Samstag, 10. November 2007

Ethik und Moral - Call of Duty 4

Call of Duty 4 ist nun erschienen und fährt aller Orten begeisterte Reviews ein, da die Machart der Spieles durchaus höchsten Ansprüchen genügt. So weit, so gut.

Doch kaum einem der Redakteure und Tester gelingt es, sich von der herrausragenden Präsentation des Spieles zu lösen. Kaum einem gelingt es, das Setting des Spieles und die kurze SP-Kampagne mit etwas Distanz und Abstand zu beurteilen oder gar nur ein paar Bemerkungen zu der Art und Weise abzulassen, wie hier Krieg präsentiert wird. Es ist nahezu durch die Bank weg vom tollsten Krieg die Rede, den man bislang auf dem Bildschirm bewundern durfte.

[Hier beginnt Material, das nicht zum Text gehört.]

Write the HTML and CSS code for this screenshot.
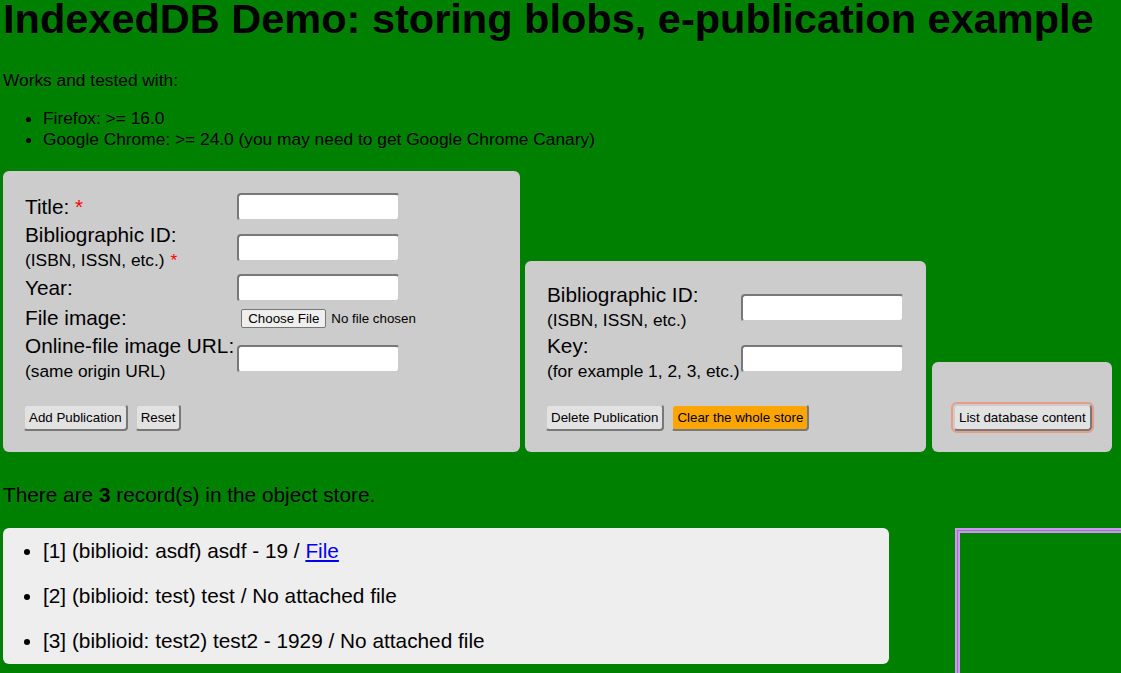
FILE: index.html
```html
<!DOCTYPE html>
<html lang="en">
<head>
<meta charset="utf-8">
<title>IndexedDB Demo: storing blobs, e-publication example</title>
<link rel="stylesheet" href="styles.css">
</head>
<body>
<h1 class="title">IndexedDB Demo: storing blobs, e-publication example</h1>
<p class="intro">Works and tested with:</p>
<ul class="compat">
  <li>Firefox: &gt;= 16.0</li>
  <li>Google Chrome: &gt;= 24.0 (you may need to get Google Chrome Canary)</li>
</ul>

<div class="forms">
  <form class="panel panel-add">
    <table class="fields">
      <tr>
        <td class="label-cell"><span class="label">Title:</span> <span class="req">*</span></td>
        <td class="input-cell"><span class="textbox"></span></td>
      </tr>
      <tr>
        <td class="label-cell"><span class="label">Bibliographic ID:</span><br><span class="note">(ISBN, ISSN, etc.)</span> <span class="req req-small">*</span></td>
        <td class="input-cell"><span class="textbox"></span></td>
      </tr>
      <tr>
        <td class="label-cell"><span class="label">Year:</span></td>
        <td class="input-cell"><span class="textbox"></span></td>
      </tr>
      <tr>
        <td class="label-cell"><span class="label">File image:</span></td>
        <td class="input-cell"><span class="filebox"><span class="file-btn">Choose File</span><span class="file-text">No file chosen</span></span></td>
      </tr>
      <tr>
        <td class="label-cell"><span class="label">Online-file image URL:</span><br><span class="note">(same origin URL)</span></td>
        <td class="input-cell"><span class="textbox"></span></td>
      </tr>
    </table>
    <div class="button-pane">
      <span class="btn">Add Publication</span>
      <span class="btn">Reset</span>
    </div>
  </form>

  <form class="panel panel-delete">
    <table class="fields">
      <tr>
        <td class="label-cell label-tight"><span class="label">Bibliographic ID:</span><br><span class="note">(ISBN, ISSN, etc.)</span></td>
        <td class="input-cell"><span class="textbox"></span></td>
      </tr>
      <tr>
        <td class="label-cell label-tight"><span class="label">Key:</span><br><span class="note">(for example 1, 2, 3, etc.)</span></td>
        <td class="input-cell"><span class="textbox"></span></td>
      </tr>
    </table>
    <div class="button-pane">
      <span class="btn">Delete Publication</span>
      <span class="btn btn-destroy">Clear the whole store</span>
    </div>
  </form>

  <form class="panel panel-search">
    <div class="button-pane">
      <span class="btn btn-focus">List database content</span>
    </div>
  </form>
</div>

<p class="count">There are <strong>3</strong> record(s) in the object store.</p>

<div class="results">
  <ul class="pub-list">
    <li>[1] (biblioid: asdf) asdf - 19 / <a href="#" class="file-link">File</a></li>
    <li>[2] (biblioid: test) test / No attached file</li>
    <li>[3] (biblioid: test2) test2 - 1929 / No attached file</li>
  </ul>
  <div class="pub-viewer"><div class="viewer-frame"></div></div>
</div>
</body>
</html>
```

FILE: styles.css
```css
html, body {
  overflow: hidden;
}

body {
  margin: 0;
  padding: 0 3px;
  background: #008000;
  color: #000;
  font-family: "Liberation Sans", Arial, sans-serif;
  font-size: 17.33px;
}

.title {
  margin: 0;
  font-size: 41.5px;
  line-height: 38px;
  font-weight: bold;
  white-space: nowrap;
}

.intro {
  margin: 32px 0 0;
}

.compat {
  margin: 17px 0 0;
  padding-left: 40px;
}

.compat li {
  line-height: 21px;
}

.forms {
  display: flex;
  align-items: flex-end;
  margin-top: 21px;
}

.panel {
  background: #cccccc;
  border-radius: 6px;
  padding: 21px 20px 21px;
  box-sizing: border-box;
}

.panel-add {
  width: 517px;
}

.panel-delete {
  width: 401px;
  margin-left: 5px;
}

.panel-search {
  width: 180px;
  margin-left: 6px;
  padding-top: 20px;
}

.fields {
  border-collapse: separate;
  border-spacing: 0;
}

.fields td {
  padding: 1px 2px;
  vertical-align: middle;
}

.fields td.input-cell {
  padding-left: 1px;
}

.fields td.label-tight {
  padding-right: 0;
}

.label-cell {
  white-space: nowrap;
  font-size: 20.8px;
  line-height: 24px;
}

.note {
  font-size: 17.33px;
}

.req {
  color: red;
}

.req-small {
  font-size: 17.33px;
}

.textbox {
  display: block;
  width: 163px;
  height: 28px;
  box-sizing: border-box;
  background: #fff;
  border-width: 2px;
  border-style: inset;
  border-color: #cccccc;
  border-radius: 4px;
}

.filebox {
  display: flex;
  align-items: center;
  height: 28px;
  padding: 0 4px;
  font-size: 13.33px;
  white-space: nowrap;
}

.file-btn {
  display: inline-block;
  padding: 1px 6px;
  line-height: 15px;
  border: 1px solid #767676;
  border-radius: 2px;
  background: #efefef;
}

.file-text {
  margin-left: 5px;
}

.button-pane {
  display: flex;
  gap: 7px;
  margin-top: 20px;
}

.btn {
  display: inline-block;
  font-size: 13.33px;
  line-height: 15px;
  padding: 4px;
  border-width: 2px;
  border-style: outset;
  border-color: #cccccc;
  border-radius: 4px;
  background: #e2e2e2;
  white-space: nowrap;
}

.btn-destroy {
  background: #ffa500;
}

.btn-focus {
  outline: 2px solid #e59d88;
}

.panel-search .button-pane {
  margin-top: 22px;
  padding-left: 1px;
}

.count {
  margin: 31px 0 0;
  font-size: 20.8px;
}

.results {
  display: flex;
  align-items: flex-start;
  margin-top: 21px;
}

.pub-list {
  width: 886px;
  flex: none;
  margin: 0;
  padding: 0 0 0 40px;
  box-sizing: border-box;
  background: #eeeeee;
  border-radius: 6px;
  font-size: 20.8px;
}

.pub-list li {
  padding: 10.7px 10.4px 10.7px 0;
}

.file-link {
  color: #0000ee;
}

.pub-viewer {
  flex: none;
  width: 500px;
  height: 340px;
  margin-left: 66px;
  border: 2px solid #d092ff;
}

.viewer-frame {
  width: 100%;
  height: 100%;
  box-shadow: inset 1px 1px 0 #8a8a8a, inset 3px 3px 0 #d092ff;
}
```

Dieser Mangel an Sensibilität und dieses offenkundige Tappen in die Propagandafalle eines Spieles, welches (unfreiwilllig) den "War on Terror", mit Szenen, die direkt aus einer CNN-Nachrichtensendung stammen könnten, zu einem spannenden Freizeitspass geraten lässt, stößt mir ganz übel auf. So richtig übel! Das wäre, als ob man in einer Kritik zu "Saving Private Ryan" sich in elegisch schwelgenden Tönen nur über die brachiale Anfangsequenz, der Landung in der Normandie äussert, ohne jedoch auf den Kontext und Zusammenhang dieser Szene mit dem übergeordneten Geschehen einzugehen.

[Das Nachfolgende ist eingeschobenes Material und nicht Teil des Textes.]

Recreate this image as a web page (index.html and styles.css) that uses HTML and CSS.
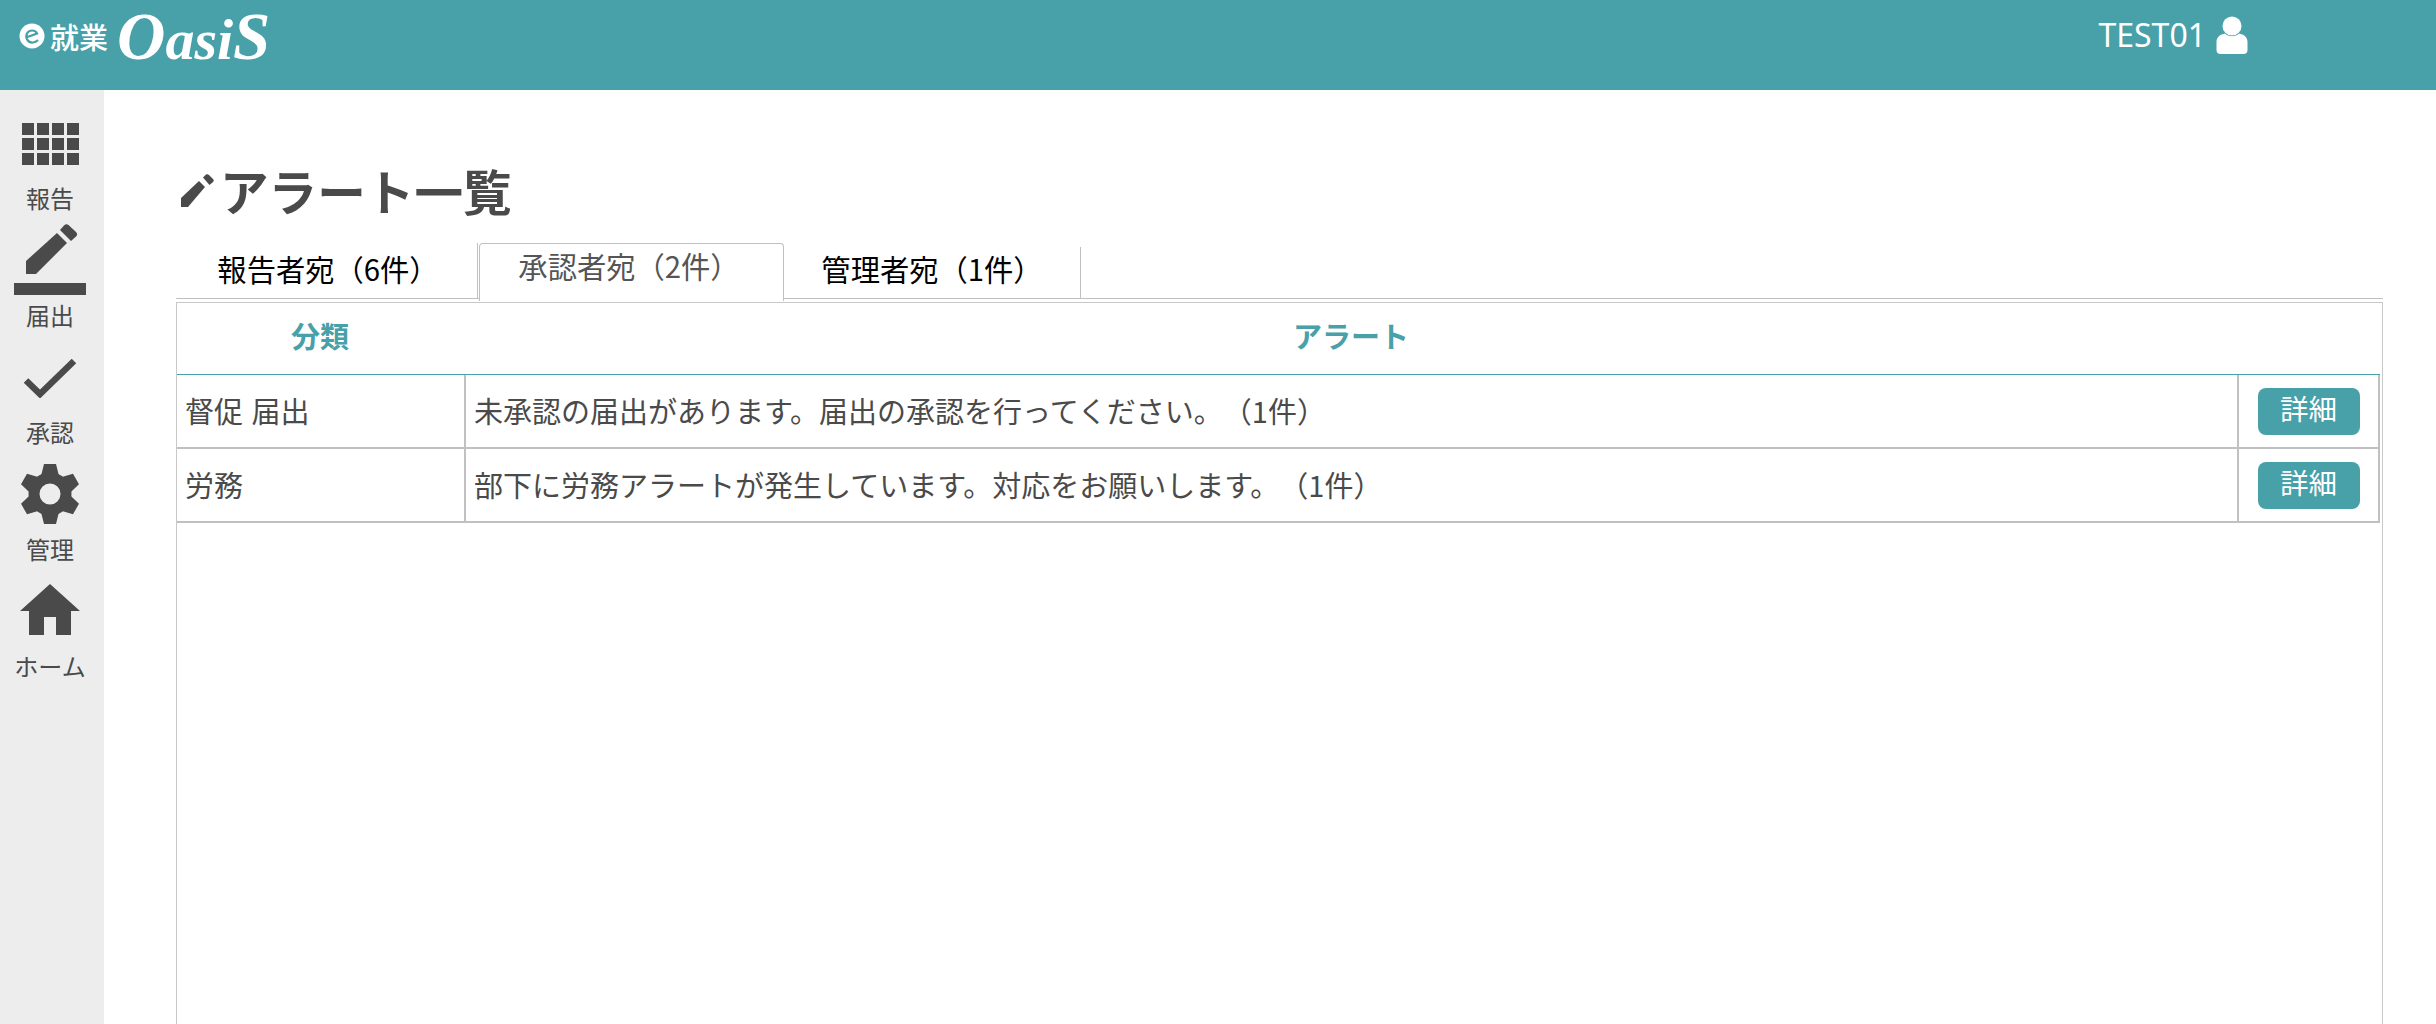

Spielekritik, vor allem bei Spielen, deren Setting haarscharf auf der Linie zwischen Fiktion und Realität wandert, wie es CoD4 nunmal tut, darf meiner Meinung nach NICHT im luftleeren Raum stattfinden. Denn ansonsten würde sich ein Test von Military-Spielen jeder Art in nichts von einem Artikel im "Soldier of Fortune"-Magazin unterscheiden, in dem auch ganz objektiv die Vorzüge und Nachteile einer neuen Schnellfeuer-Kanone aufgelistet werden, ohne jedoch mit keinem Wort darauf einzugehen, dass dieses Gerät ausdrücklich nur zu dem Zweck entworfen wurde Menschen zu töten.

Es ist meiner Meinung nach mittlerweile ÜBERFÄLLIG, gerade in Zeiten, in denen mal wieder die Rede vom phösen, phösen Killerspiel ist, sich darüber zu unterhalten, wie wir als Spieler mit solchen Titeln umgehen.

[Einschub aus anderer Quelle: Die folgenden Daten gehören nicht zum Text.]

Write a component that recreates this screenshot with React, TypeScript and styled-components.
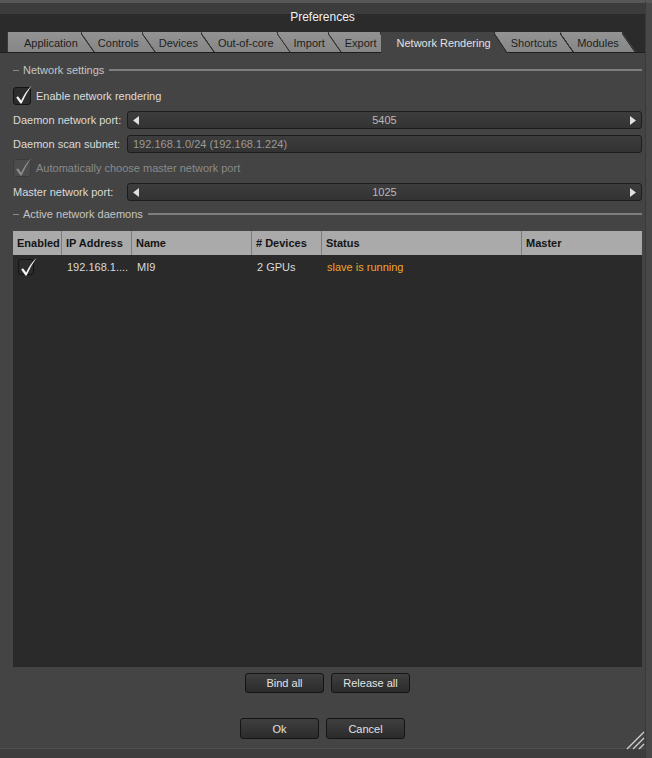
import React from "react";
import styled, { createGlobalStyle } from "styled-components";

const GlobalStyle = createGlobalStyle`
  html, body {
    margin: 0;
    padding: 0;
    background: #3f3f3f;
  }
  body {
    font-family: "Liberation Sans", Arial, sans-serif;
    font-size: 11px;
    color: #d8d8d8;
  }
  * { box-sizing: border-box; }
`;

const Window = styled.div`
  position: relative;
  width: 652px;
  height: 758px;
  display: flex;
  background: #444444;
  overflow: hidden;
`;

const Main = styled.div`
  flex: 1;
  display: flex;
  flex-direction: column;
  min-width: 0;
`;

const RightEdge = styled.div`
  width: 7px;
  background: #484848;
  border-left: 1px solid #3a3a3a;
  border-top: 3px solid #575757;
`;

const TitleBar = styled.div`
  height: 32px;
  display: flex;
  justify-content: center;
  padding-top: 10px;
  font-size: 12px;
  color: #f2f2f2;
  background: linear-gradient(
    #575757 0, #575757 3px,
    #3c3c3c 3px, #3c3c3c 14px,
    #2b2b2b 14px, #2b2b2b 100%
  );
`;

const TabBar = styled.div`
  height: 21px;
  display: flex;
  align-items: flex-start;
  padding-left: 7px;
  background: linear-gradient(#2b2b2b 0, #2b2b2b 20px, #1e1e1e 20px);
`;

const Tab = styled.div<{ $active?: boolean; $order: number }>`
  position: relative;
  z-index: ${(p) => (p.$active ? 50 : 20 - p.$order)};
  height: ${(p) => (p.$active ? 21 : 20)}px;
  line-height: 22px;
  padding: 0 17px 0 16px;
  margin-right: -13px;
  white-space: nowrap;
  font-size: 11px;
  color: ${(p) => (p.$active ? "#e2e2e2" : "#1e1e1e")};
  background: ${(p) =>
    p.$active ? "#444444" : "linear-gradient(#939393, #868686)"};
  border-left: ${(p) => (p.$order === 0 ? "1px solid #3a3a3a" : "none")};
  clip-path: polygon(0 0, calc(100% - 14px) 0, 100% 100%, 0 100%);

  &::after {
    content: "";
    position: absolute;
    top: 0;
    right: 0;
    width: 14px;
    height: 100%;
    background: linear-gradient(
      to top right,
      transparent calc(50% - 1.6px),
      #2e2e2e calc(50% - 1px),
      #2e2e2e 50%,
      transparent 50%
    );
  }
`;

const Page = styled.div`
  flex: 1;
  display: flex;
  flex-direction: column;
  padding: 0 3px 9px 13px;
  min-height: 0;
`;

const GroupHeader = styled.div<{ $top: number }>`
  margin-top: ${(p) => p.$top}px;
  height: 16px;
  display: flex;
  align-items: center;
  color: #c4c4c4;

  &::before {
    content: "";
    width: 6px;
    height: 1px;
    margin-right: 4px;
    background: #8a8a8a;
  }

  &::after {
    content: "";
    flex: 1;
    height: 2px;
    margin-left: 5px;
    background: #7e7e7e;
  }
`;

const CheckRow = styled.label<{ $top: number; $disabled?: boolean }>`
  margin-top: ${(p) => p.$top}px;
  height: 18px;
  display: flex;
  align-items: center;
  gap: 5px;
  color: ${(p) => (p.$disabled ? "#8a8a8a" : "#dcdcdc")};
`;

const Box = styled.span<{ $size: number; $disabled?: boolean }>`
  position: relative;
  width: ${(p) => p.$size}px;
  height: ${(p) => p.$size}px;
  flex: none;
  border-radius: 3px;
  border: 1px solid ${(p) => (p.$disabled ? "#3c3c3c" : "#141414")};
  background: ${(p) => (p.$disabled ? "#4c4c4c" : "#2c2c2c")};

  svg {
    position: absolute;
    left: 0;
    top: 0;
    overflow: visible;
  }
`;

const FieldRow = styled.div`
  margin-top: 6px;
  height: 18px;
  display: flex;
  align-items: center;
`;

const FieldLabel = styled.span`
  width: 114px;
  flex: none;
  color: #dadada;
`;

const Field = styled.div<{ $align: "left" | "center" }>`
  flex: 1;
  height: 18px;
  display: flex;
  align-items: center;
  justify-content: ${(p) => (p.$align === "center" ? "space-between" : "flex-start")};
  padding: 0 5px;
  border: 1px solid #1c1c1c;
  border-radius: 3px;
  background: linear-gradient(#3d3d3d, #333333);
  color: ${(p) => (p.$align === "center" ? "#b8b8b8" : "#9a9a9a")};
`;

const FieldValue = styled.span`
  flex: 1;
  text-align: center;
`;

const Table = styled.div`
  margin-top: 9px;
  flex: 1;
  display: flex;
  flex-direction: column;
  background: #2a2a2a;
  min-height: 0;
`;

const COLS = "49px 70px 120px 70px 200px 1fr";

const HeaderRow = styled.div`
  display: grid;
  grid-template-columns: ${COLS};
  height: 24px;
  background: #aaaaaa;
`;

const HeaderCell = styled.div`
  display: flex;
  align-items: center;
  padding-left: 4px;
  font-weight: bold;
  color: #141414;
  border-right: 1px solid #7c7c7c;

  &:last-child {
    border-right: none;
  }
`;

const DataRow = styled.div`
  display: grid;
  grid-template-columns: ${COLS};
  height: 24px;
`;

const DataCell = styled.div<{ $color?: string }>`
  display: flex;
  align-items: center;
  padding-left: 5px;
  color: ${(p) => p.$color || "#dadada"};
  white-space: nowrap;
  overflow: hidden;
`;

const ButtonRow = styled.div<{ $top: number; $shift: number }>`
  margin-top: ${(p) => p.$top}px;
  display: flex;
  justify-content: center;
  gap: 7px;
  padding-right: ${(p) => p.$shift}px;
`;

const Button = styled.button<{ $h: number }>`
  width: 79px;
  height: ${(p) => p.$h}px;
  padding: 0;
  border: 1px solid #141414;
  border-radius: 3px;
  background: linear-gradient(#3f3f3f, #2b2b2b);
  color: #e2e2e2;
  font-family: "Liberation Sans", Arial, sans-serif;
  font-size: 11px;
`;

const BottomEdge = styled.div`
  height: 10px;
  background: #3d3d3d;
  border-top: 1px solid #4e4e4e;
`;

const Grip = styled.svg`
  position: absolute;
  right: 7px;
  bottom: 8px;
`;

const Check = ({ color }: { color: string }) => (
  <svg width="18" height="18" viewBox="0 0 18 18">
    <path
      d="M2.2 9.4 L4 8.2 L7.2 12.6 Q11 4 17.4 -2 Q12 5.5 7.6 15.6 L6.4 15.6 Z"
      fill={color}
    />
  </svg>
);

const CheckBox = ({ size, disabled }: { size: number; disabled?: boolean }) => (
  <Box $size={size} $disabled={disabled}>
    <Check color={disabled ? "#8c8c8c" : "#f4f4f4"} />
  </Box>
);

const Arrow = ({ dir }: { dir: "left" | "right" }) => (
  <svg width="6" height="9" viewBox="0 0 6 9">
    <polygon
      points={dir === "left" ? "6,0 6,9 0,4.5" : "0,0 0,9 6,4.5"}
      fill="#e0e0e0"
    />
  </svg>
);

const Spinner = ({ value }: { value: string }) => (
  <Field $align="center">
    <Arrow dir="left" />
    <FieldValue>{value}</FieldValue>
    <Arrow dir="right" />
  </Field>
);

const TABS = [
  "Application",
  "Controls",
  "Devices",
  "Out-of-core",
  "Import",
  "Export",
  "Network Rendering",
  "Shortcuts",
  "Modules",
];

const HEADERS = ["Enabled", "IP Address", "Name", "# Devices", "Status", "Master"];

export default function App() {
  return (
    <>
      <GlobalStyle />
      <Window>
        <Main>
          <TitleBar>Preferences</TitleBar>
          <TabBar>
            {TABS.map((t, i) => (
              <Tab key={t} $order={i} $active={t === "Network Rendering"}>
                {t}
              </Tab>
            ))}
          </TabBar>
          <Page>
            <GroupHeader $top={9}>Network settings</GroupHeader>
            <CheckRow $top={9}>
              <CheckBox size={18} />
              Enable network rendering
            </CheckRow>
            <FieldRow>
              <FieldLabel>Daemon network port:</FieldLabel>
              <Spinner value="5405" />
            </FieldRow>
            <FieldRow>
              <FieldLabel>Daemon scan subnet:</FieldLabel>
              <Field $align="left">192.168.1.0/24 (192.168.1.224)</Field>
            </FieldRow>
            <CheckRow $top={6} $disabled>
              <CheckBox size={18} disabled />
              Automatically choose master network port
            </CheckRow>
            <FieldRow>
              <FieldLabel>Master network port:</FieldLabel>
              <Spinner value="1025" />
            </FieldRow>
            <GroupHeader $top={5}>Active network daemons</GroupHeader>
            <Table>
              <HeaderRow>
                {HEADERS.map((h) => (
                  <HeaderCell key={h}>{h}</HeaderCell>
                ))}
              </HeaderRow>
              <DataRow>
                <DataCell>
                  <CheckBox size={16} />
                </DataCell>
                <DataCell>192.168.1....</DataCell>
                <DataCell>MI9</DataCell>
                <DataCell>2 GPUs</DataCell>
                <DataCell $color="#f0a42a">slave is running</DataCell>
                <DataCell />
              </DataRow>
            </Table>
            <ButtonRow $top={6} $shift={0}>
              <Button $h={20}>Bind all</Button>
              <Button $h={20}>Release all</Button>
            </ButtonRow>
            <ButtonRow $top={25} $shift={10}>
              <Button $h={21}>Ok</Button>
              <Button $h={21}>Cancel</Button>
            </ButtonRow>
          </Page>
          <BottomEdge />
        </Main>
        <RightEdge />
        <Grip width="20" height="20" viewBox="0 0 20 20">
          <g stroke="#d0d0d0" strokeWidth="1.2">
            <line x1="2" y1="19" x2="19" y2="2" />
            <line x1="8" y1="19" x2="19" y2="8" />
            <line x1="14" y1="19" x2="19" y2="14" />
          </g>
        </Grip>
      </Window>
    </>
  );
}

Genügt es, mit einem simplen "Es ist doch nur ein Spiel!" jede Diskussion über Ethik und Moral abzuwürgen?

Ist es aber auch richtig, die Schere im Kopf anzusetzen und jedes Spiel dieser Art einfach grundsätzlich zu verdammen, ohne sich erst gar nicht mit dem einzelnen Spiel auseinanderzusetzen?

Wie gehe ich mit Spielen um, bei denen die Grenze zwischen purer Unterhaltung und aktuellem Tagesgeschehen so dünn ist, dass man leicht Gefahr läuft, sich von einer Seite in diesen realen Auseinandersetzungen vereinnahmen zu lassen?

Ich möchte in diesem Zusammenhang auf eine hochintererssante Diskussion im Foren-Thread zum CoD4-Test der 4Players hinweisen, weil hier mittlerweile jede nur denkbare Seite und Betrachtungsweise erwähnt wird. Vom typischen "Boahhh, ey. GEIL!" bis hin zu dedizierter, differenzierter Kulturkritik ist da alles vertreten.

Auch möchte ich auf die Video-Review zu CoD4 bei MTV hinweisen (die Review beginnt Mitte des zweiten Abschnittes, einfach auf "Next" klicken, das Fazit beginnt im dritten Teil), die meiner Meinung nach sehr gut mein persönliches Anliegen auf den Punkt bringt:

"Man muss sich einfach auch mal den Kopf machen, was man da spielt."

Dem ist nichts weiter hinzuzufügen.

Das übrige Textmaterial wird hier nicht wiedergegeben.